Readings of works by Mikhail Bakhtin (1895-1975) often do not fully account for his contributions in the sphere of philosophy, specifically philosophy of language and semiotics, which are closely interrelated, as observed by Umberto Eco (his 1984 book is entitled Semiotica e filosofia del linguaggio). Bakhtin, in fact, has been interpreted above all as a literary critic. However, on more than one occasion he declared himself to be a philosopher, as in his conversations with Viktor Duvakin (which took place in 1973; see Bakhtin 1996; Ponzio 2008). Here he says explicitly that he is a philosopher, a statement that finds immediate confirmation in his programmatic essay of the early 1920s, “K filosofii postupka” (“Toward a Philosophy of the Act”). And yet Bakhtin dealt with literature all his life and the reason is because he elected the language of literature, of literary writing, as the perspective of his philosophical reflections.

A collection of Bakhtin’s works in Russian has been published in recent times under the title Sobranie sočinenij (Collection of Works), in seven volumes edited by S. G. Bočarov et al. (Bakhtin 1996-2010). Some of these works that had not already been included in earlier collections of his writings have been translated into various languages, specifically his monographs on Fyodor Dostoevsky, 1963, and François Rabelais, 1965, and his collections of 1975 and 1979.)

Especially important are his notes from the early 1940s (in Bakhtin 1996, vol. 5), translated into Italian as “Dagli appunti degli anni Quaranta” (Bakhtin 2004). We will begin with a focus on a section dedicated to the problem of the violence of the “image in absence”, that is, the image without dialogue, without encounter, without otherness. This section is published under a title chosen by the editors of the Russian original, “Ritorika, v meru svoej lzvosti” (“Rhetoric, considering its deceiptfulness”), which repeats the opening words of Bakhtin’s annotations, dated 12 October 1943. In the Italian edition the title chosen is “La violenza della parola e l’immagine in assenza” (“The violence of the word and the image in absence”, see Bakhtin 2004: 113-121).

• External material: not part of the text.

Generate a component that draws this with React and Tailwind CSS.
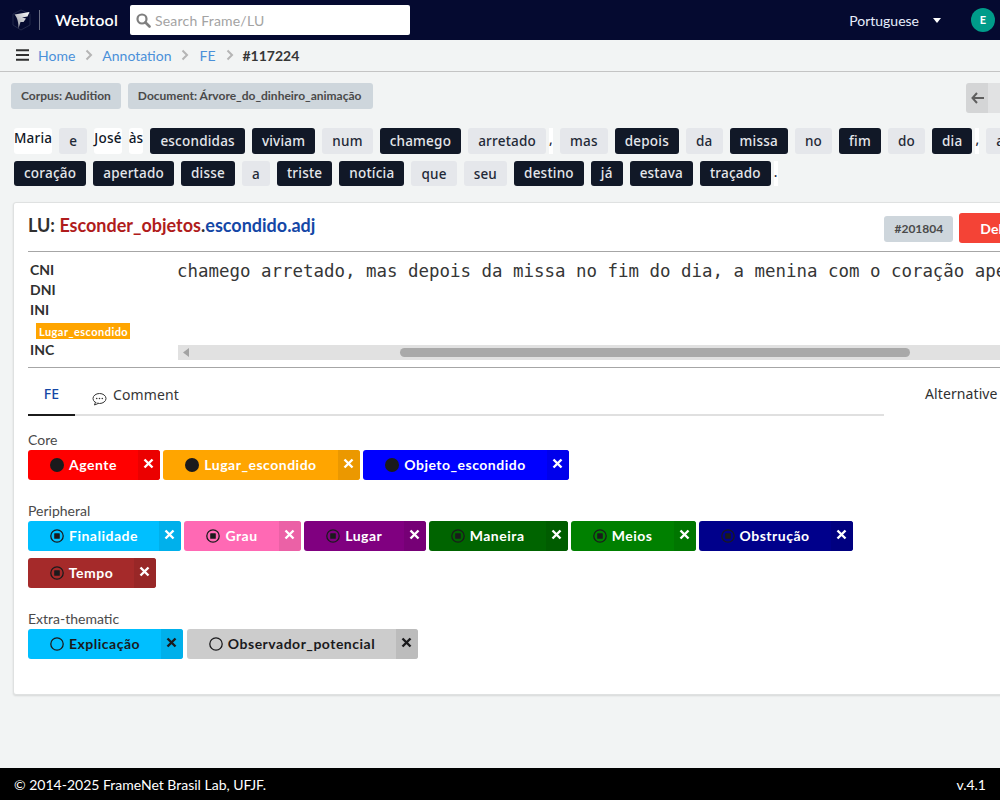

As we have already observed, Bakhtin attributes special importance to the vision of literature, whether a question of the novel, in particular the so-called polyphonic novel inaugurated by Dostoevsky, or of lyrical poetry. In his text from the early 1920s, “K filosofii postupka”, for example, he dedicates particular attention to dialogism and to encounter among points of view on the basis of his reading of a poem by Alexsandr S. Puškin titled (again not by the author) Razluka (Separation / Departure, (see Ponzio 1990, 1994a, 2007) 1830).

Literary language operates a shift in the viewpoint of discourse, namely, from the self to the other, from identity to alterity, which is the condition for its aesthetic capacity and worldview. In fact, in “Author and Hero in Aesthetic Activity” (an early essay of 1920–1924), Bakhtin claims that “Ethical and aesthetical obectification requires a powerful point d’appui outside itself; it requires some genuine source or real strength out of which I would be capable of seeing myself as another” (Eng. trans. in Bakhtin 1990: 31).

Bakhtin’s philosophy is semiotics particularly interested in the verbal sign, on the word insofar as it starts from listening and demands listening. And Bakhtinian semiotics elaborated in terms of the “art of listening” is “semiotics of literature”. With the expression “of literature” the reference is not to semiotics applied to literature as the object of study, but rather to literature, literary language as subject, as viewpoint and perspective thanks to which it is at last possible to understand what dialogue really is.